Tennessee-based Hirebotics has developed a robot that can weld using a robot arm from Ann Arbor-based Universal Robots. The new technology was developed in response to a nationwide shortage of skilled welders.
“Many people didn’t believe that collaborative robots could perform such heavy-duty tasks as welding,” says Rob Goldiez, co-founder of Hirebotics. “We realized the need of a solution for small and medium-sized metal fabricators trying to find welders.”
Universal’s UR10e cobot (collaborative robot) is easy to teach and offers automation quality with small batch part runs.
Goldiez says Hirebotics addressed two major hurdles of robotic welding: the ease of programming and the ease of obtaining the system without assuming the risk of ownership. There are no installation costs with the robots, called BotX Welder and, with cloud monitoring, manufacturers pay only for the hours the system welds.
Customers must provide the wire, gas, and parts to weld. They can teach BotX the required welds through a smartphone or tablet app using welding libraries created in welding labs. A cloud connection enables support 24/7.
“With Universal Robots’ open architecture, we were able to control not only wire feed speed and voltage, but torch angle as well, which ensures a quality weld every time,” Goldiez says. “UR’s open platform also enabled us to develop a cloud-based software solution that allows us to ensure a customer is always running with the latest features at no charge. We can respond to a customer’s request for additional features within weeks and push those features out to the customer with no onsite visits.”

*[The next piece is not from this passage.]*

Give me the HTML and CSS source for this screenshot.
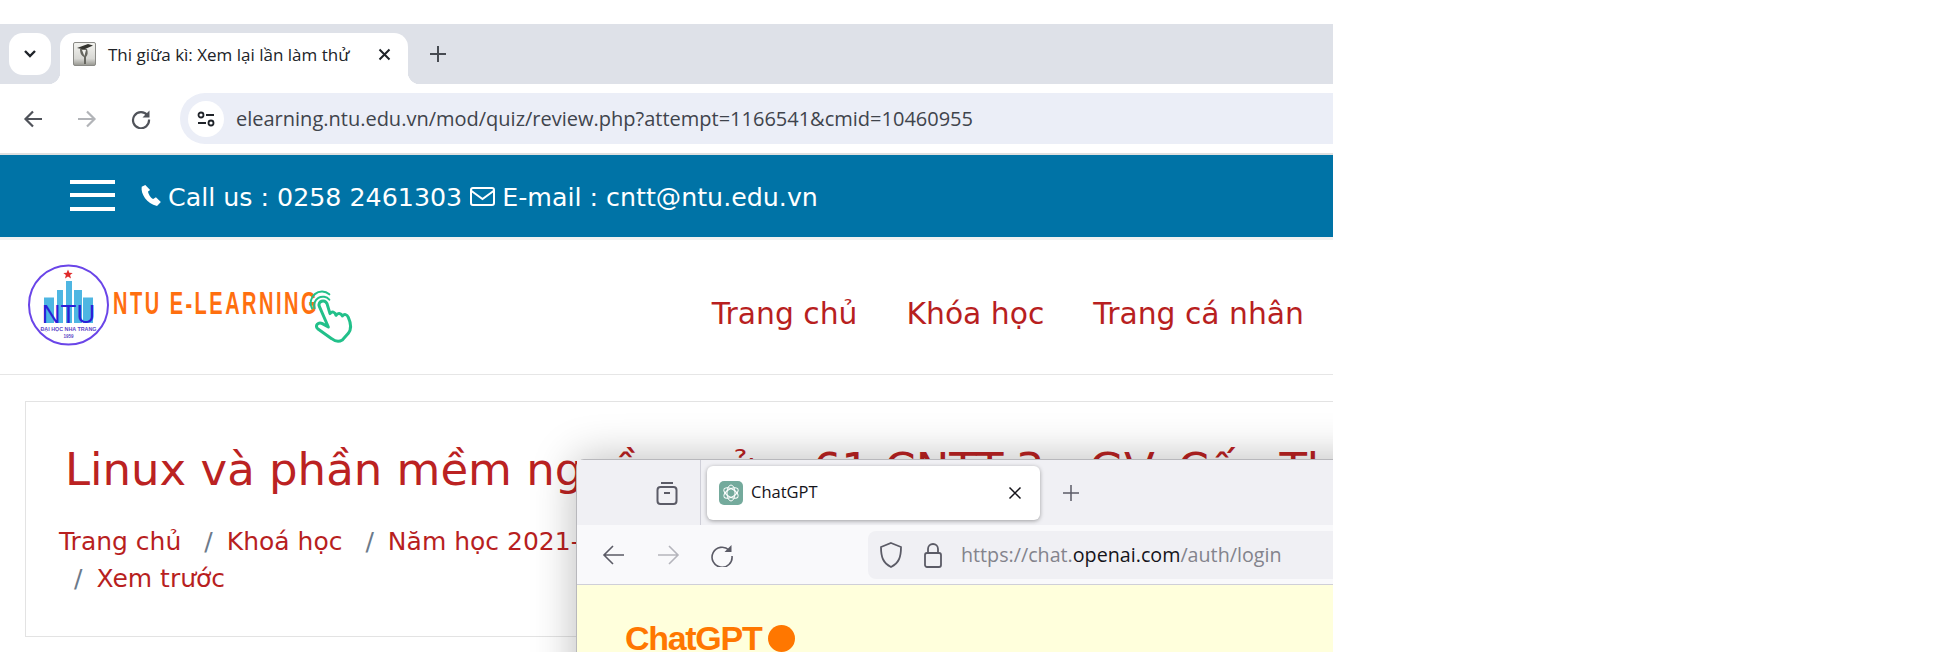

The collaborative robots do not require safety fencing like traditional industrial robots, so they take up less space.
The BotX Welder is now available to customers but will officially launch at Fabtech on Nov. 11-14 in Chicago.
Universal Robots was founded in 2005 and launched its first cobot in 2008.
Hirebotics pioneered robots-as-a-service with its pay-by-the-productive-hour business model. It was founded in 2015.